A month ago, we began asking
SSPI members – online, by email, by phone and in conversation – which
developments of the past few years signal a breakthrough, with the potential to
transform our industry in the next decade.
Bandwidth, as you might
imagine, is high on the list. "With
satellite services today, you have to work hard to deliver what you promise
with limited bandwidth. Now imagine that
you have lots and lots of bandwidth to make customers happy. You are no longer trying to squeeze high performance
out of a small amount of resource, and you are suddenly in a whole new world.” That, in a nutshell, is the promise of
high-throughput technologies from Ka-band GEO to 03B MEO and Intelsat’s
EPIC. Not to mention the leading-edge
modems that are driving higher throughput in conventional bands. As our colleagues and competitors in the fiber
business can tell us, a plunge in the cost per bit transmitted can have almost
unimaginable consequences.
Getting satellites to GEO is
also changing. "All-electric propulsion
is going to extend the life of satellites and let us put smaller, cheaper
spacecraft into orbit that deliver the same punch as today’s bigger birds,”

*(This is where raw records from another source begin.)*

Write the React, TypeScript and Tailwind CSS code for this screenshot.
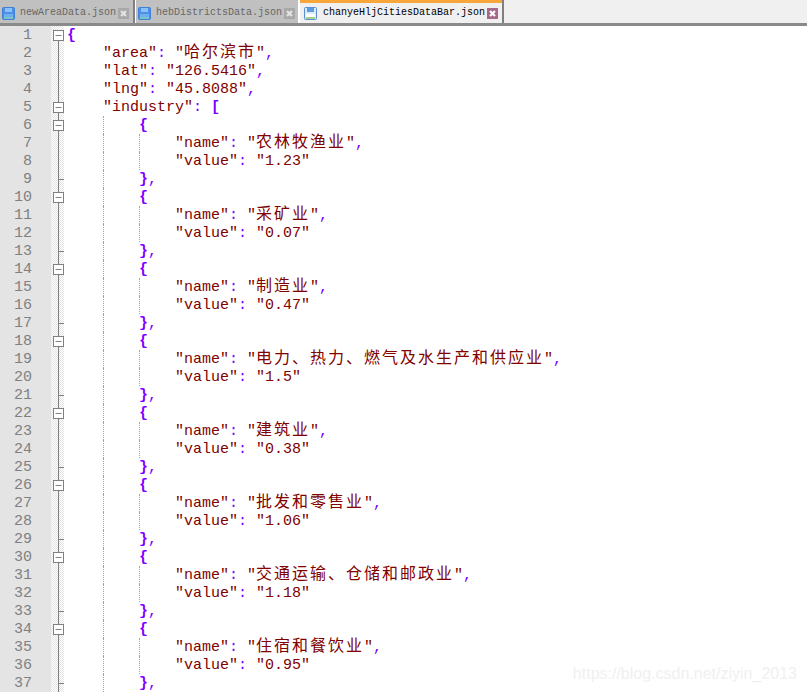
type Row =
  | { kind: 'open' | 'close' | 'plain'; text: string; key?: string; value?: string; comma?: boolean; depth: number; fold?: boolean; tick?: boolean };

const industries = [
  ['农林牧渔业', '1.23'],
  ['采矿业', '0.07'],
  ['制造业', '0.47'],
  ['电力、热力、燃气及水生产和供应业', '1.5'],
  ['建筑业', '0.38'],
  ['批发和零售业', '1.06'],
  ['交通运输、仓储和邮政业', '1.18'],
  ['住宿和餐饮业', '0.95'],
];

const rows: Row[] = [
  { kind: 'open', text: '{', depth: 0, fold: true },
  { kind: 'plain', text: '', key: 'area', value: '哈尔滨市', comma: true, depth: 1 },
  { kind: 'plain', text: '', key: 'lat', value: '126.5416', comma: true, depth: 1 },
  { kind: 'plain', text: '', key: 'lng', value: '45.8088', comma: true, depth: 1 },
  { kind: 'open', text: '[', key: 'industry', depth: 1, fold: true },
];

industries.forEach(([name, value]) => {
  rows.push({ kind: 'open', text: '{', depth: 2, fold: true });
  rows.push({ kind: 'plain', text: '', key: 'name', value: name, comma: true, depth: 3 });
  rows.push({ kind: 'plain', text: '', key: 'value', value, depth: 3 });
  rows.push({ kind: 'close', text: '}', comma: true, depth: 2, tick: true });
});

function SaveIcon({ active }: { active?: boolean }) {
  return (
    <svg width="13" height="13" viewBox="0 0 13 13" className="shrink-0">
      <rect x="0.5" y="0.5" width="12" height="12" rx="1" fill={active ? '#dcebfa' : '#4a90e8'} stroke={active ? '#5b8fd0' : '#3f7fd8'} />
      <rect x="3" y="1" width="7" height="4" fill={active ? '#5b9be0' : '#8cc0f4'} />
      <rect x="2" y="7" width="9" height="5" fill={active ? '#ffffff' : '#6fb0ee'} />
      <rect x="2" y="10" width="9" height="2" fill={active ? '#9fd08a' : '#7cc4c8'} />
    </svg>
  );
}

function CloseIcon({ active }: { active?: boolean }) {
  return (
    <svg width="11" height="11" viewBox="0 0 11 11" className="shrink-0">
      <rect width="11" height="11" fill={active ? '#a8688a' : '#a8a8a8'} />
      <path d="M3 3l5 5M8 3l-5 5" stroke={active ? '#ffffff' : '#e4e4e4'} strokeWidth="2.2" />
    </svg>
  );
}

function Tab({ label, width, active }: { label: string; width: string; active?: boolean }) {
  return (
    <div className={`flex h-[23px] items-center border-t-[3px] ${width} ${active ? 'border-[#faa63a] bg-[#f0f0f0] pl-[4px] text-black' : 'border-[#c0c0c0] bg-[#c0c0c0] pl-[2px] text-[#666666]'}`}>
      <SaveIcon active={active} />
      <span className={`text-[10px] leading-none ${active ? 'ml-[6px]' : 'ml-[5px]'}`}>{label}</span>
      <span className="ml-[2px]">
        <CloseIcon active={active} />
      </span>
    </div>
  );
}

function FoldCell({ row, first }: { row: Row; first: boolean }) {
  return (
    <svg width="13" height="18" viewBox="0 0 13 18" className="block">
      <path d={first ? 'M7.5 9V18' : 'M7.5 0V18'} stroke="#808080" />
      {row.tick && <path d="M7.5 9.5H13" stroke="#808080" />}
      {row.fold && (
        <>
          <rect x="2.5" y="4.5" width="10" height="10" fill="#ffffff" stroke="#808080" />
          <path d="M4.5 9.5H10.5" stroke="#808080" />
        </>
      )}
    </svg>
  );
}

function Code({ row }: { row: Row }) {
  const cjk = row.value !== undefined && /[^\x00-\x7f]/.test(row.value);
  return (
    <span className={`whitespace-pre text-[#800000] ${cjk ? '' : 'pt-px'}`}>
      {row.key && (
        <>
          {`"${row.key}"`}
          <span className="text-[#8000ff]">: </span>
        </>
      )}
      {row.value !== undefined && (
        <>
          "
          {cjk ? <span className="text-[16px] tracking-[2px]">{row.value}</span> : row.value}
          "
        </>
      )}
      {row.text && <span className="font-bold text-[#8000ff]">{row.text}</span>}
      {row.comma && <span className="text-[#8000ff]">,</span>}
    </span>
  );
}

export default function App() {
  return (
    <div className="relative h-[692px] w-[807px] overflow-hidden bg-white font-['Liberation_Mono','Noto_Sans_CJK_SC',monospace]">
      {/* Tab bar */}
      <div className="flex h-[26px] border-b-[3px] border-b-[#8a8a8a] bg-[#f0f0f0]">
        <Tab label="newAreaData.json" width="w-[133px]" />
        <div className="h-[23px] w-[3px] border-l-2 border-[#808080] bg-white" />
        <Tab label="hebDistrictsData.json" width="w-[162px]" />
        <div className="h-[23px] w-[2px] bg-white" />
        <Tab label="chanyeHljCitiesDataBar.json" width="w-[202px]" active />
        <div className="h-[23px] w-[2px] bg-[#808080]" />
      </div>

      {/* Editor */}
      <div className="text-[15px] leading-[18px]">
        {rows.map((row, i) => (
          <div key={i} className="flex h-[18px]">
            <div className="w-[51px] shrink-0 bg-[#e4e4e4] pr-[19px] pt-px text-right text-[#808080]">{i + 1}</div>
            <div className="h-[18px] w-[13px] shrink-0 bg-[repeating-conic-gradient(#e4e4e4_0_25%,#ffffff_0_50%)] bg-[length:2px_2px]">
              <FoldCell row={row} first={i === 0} />
            </div>
            <div className="flex pl-[3px]">
              {i >= 5 && <div className="h-[18px] w-[36px] shrink-0" />}
              {i >= 5 && <div className="h-[18px] w-[36px] shrink-0 border-l border-dotted border-[#a0a0a0]" />}
              {i >= 5 && row.depth === 3 && <div className="h-[18px] w-[36px] shrink-0 border-l border-dotted border-[#a0a0a0]" />}
              {i < 5 && row.depth === 1 && <div className="h-[18px] w-[36px] shrink-0" />}
              <Code row={row} />
            </div>
          </div>
        ))}
      </div>

      {/* Watermark */}
      <div className="absolute bottom-[10px] right-[10px] font-['Liberation_Sans',sans-serif] text-[16px] leading-none text-[#f0f0f0]">
        https://blog.csdn.net/ziyin_2013
      </div>
    </div>
  );
}
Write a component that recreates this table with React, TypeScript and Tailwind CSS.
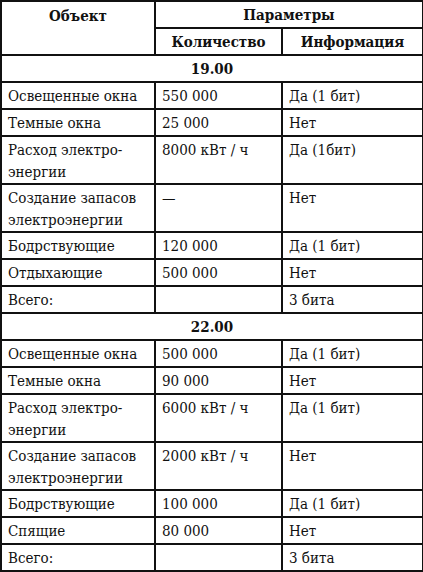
import React from 'react';

type Row = { name: string[]; qty: string; info: string };

const evening: Row[] = [
  { name: ['Освещенные окна'], qty: '550 000', info: 'Да (1 бит)' },
  { name: ['Темные окна'], qty: '25 000', info: 'Нет' },
  { name: ['Расход электро-', 'энергии'], qty: '8000 кВт / ч', info: 'Да (1бит)' },
  { name: ['Создание запасов', 'электроэнергии'], qty: '—', info: 'Нет' },
  { name: ['Бодрствующие'], qty: '120 000', info: 'Да (1 бит)' },
  { name: ['Отдыхающие'], qty: '500 000', info: 'Нет' },
  { name: ['Всего:'], qty: '', info: '3 бита' },
];

const night: Row[] = [
  { name: ['Освещенные окна'], qty: '500 000', info: 'Да (1 бит)' },
  { name: ['Темные окна'], qty: '90 000', info: 'Нет' },
  { name: ['Расход электро-', 'энергии'], qty: '6000 кВт / ч', info: 'Да (1 бит)' },
  { name: ['Создание запасов', 'электроэнергии'], qty: '2000 кВт / ч', info: 'Нет' },
  { name: ['Бодрствующие'], qty: '100 000', info: 'Да (1 бит)' },
  { name: ['Спящие'], qty: '80 000', info: 'Нет' },
  { name: ['Всего:'], qty: '', info: '3 бита' },
];

const line = 'border-2 border-[#111]';
const cell = 'border-2 border-[#111] px-[6px] pt-[2px] align-top text-left font-normal whitespace-nowrap';

function Section({ time, rows }: { time: string; rows: Row[] }) {
  return (
    <>
      <tr className="h-[27px]">
        <td colSpan={3} className={`${line} text-center align-middle font-bold`}>
          {time}
        </td>
      </tr>
      {rows.map((r, i) => (
        <tr key={i} className={r.name.length > 1 ? 'h-[48px]' : 'h-[27px]'}>
          <td className={cell}>
            {r.name.map((n, j) => (
              <div key={j}>{n}</div>
            ))}
          </td>
          <td className={cell}>{r.qty}</td>
          <td className={cell}>{r.info}</td>
        </tr>
      ))}
    </>
  );
}

export default function App() {
  return (
    <div className="bg-white w-[423px] h-[572px] overflow-hidden font-['DejaVu_Serif_Condensed','DejaVu_Serif',serif] font-stretch-condensed">
      <table className="w-[422px] border-collapse table-fixed text-[15px] leading-[22px] text-[#111]">
        <colgroup>
          <col className="w-[154px]" />
          <col className="w-[127px]" />
          <col className="w-[141px]" />
        </colgroup>
        <thead>
          <tr className="h-[27px]">
            <th rowSpan={2} className={`${line} align-top pt-[3px] text-center font-bold`}>
              Объект
            </th>
            <th colSpan={2} className={`${line} text-center align-middle font-bold`}>
              Параметры
            </th>
          </tr>
          <tr className="h-[27px]">
            <th className={`${line} text-center align-middle font-bold`}>Количество</th>
            <th className={`${line} text-center align-middle font-bold`}>Информация</th>
          </tr>
        </thead>
        <tbody>
          <Section time="19.00" rows={evening} />
          <Section time="22.00" rows={night} />
        </tbody>
      </table>
    </div>
  );
}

said one senior executive. He was
talking about new satellite designs that Boeing and Space Systems/Loral are
building for customers, in which electric thrusters will not only do
station-keeping but also initial orbit-raising maneuvers, with 10 times the
efficiency of chemical thrusters.
Combine that with lower-cost launch services – if SpaceX continues its
successful run – and the fundamental economics of the business could shift
in seismic ways.
A more subtle but compelling
breakthrough is taking place in the minds of customers. Back when the cancellation of the US TSAT
program led then Secretary of Defense Robert Gates to dismiss the "Battlestar
Gallactica” approach to military satellites, hosted payloads seemed a new and
strange thing in government circles. But
as a US Army colonel now says, "why would we concentrate the risks of a program
in 2 or 3 massive, expensive satellites that are also massive targets? How about spreading out our assets as
payloads in 50 or more orbital slots?
Isn’t that ultimately more robust and survivable?”
In a time of military
downsizing, the hosted payload concept is really taking off. A story in Satellite Today reports on a startup that is even applying it to
weather satellites. Like military birds,
the world’s weather satellites have always been purpose-built spacecraft lofted
for no other purpose than scanning Earth’s skies. But GeoMetWatch is deploying meteorological
payloads on GEO communications satellites as a cheaper, faster way to meet the
world’s need for weather information. Think of a city of tall buildings compared with
a suburb of single-family homes. They
may occupy the same number of square kilometers but the city makes much more
intensive use of them. With the help of
our customers, we are finding that the limited real estate of the orbital arc
can have much greater capacity than we ever imagined.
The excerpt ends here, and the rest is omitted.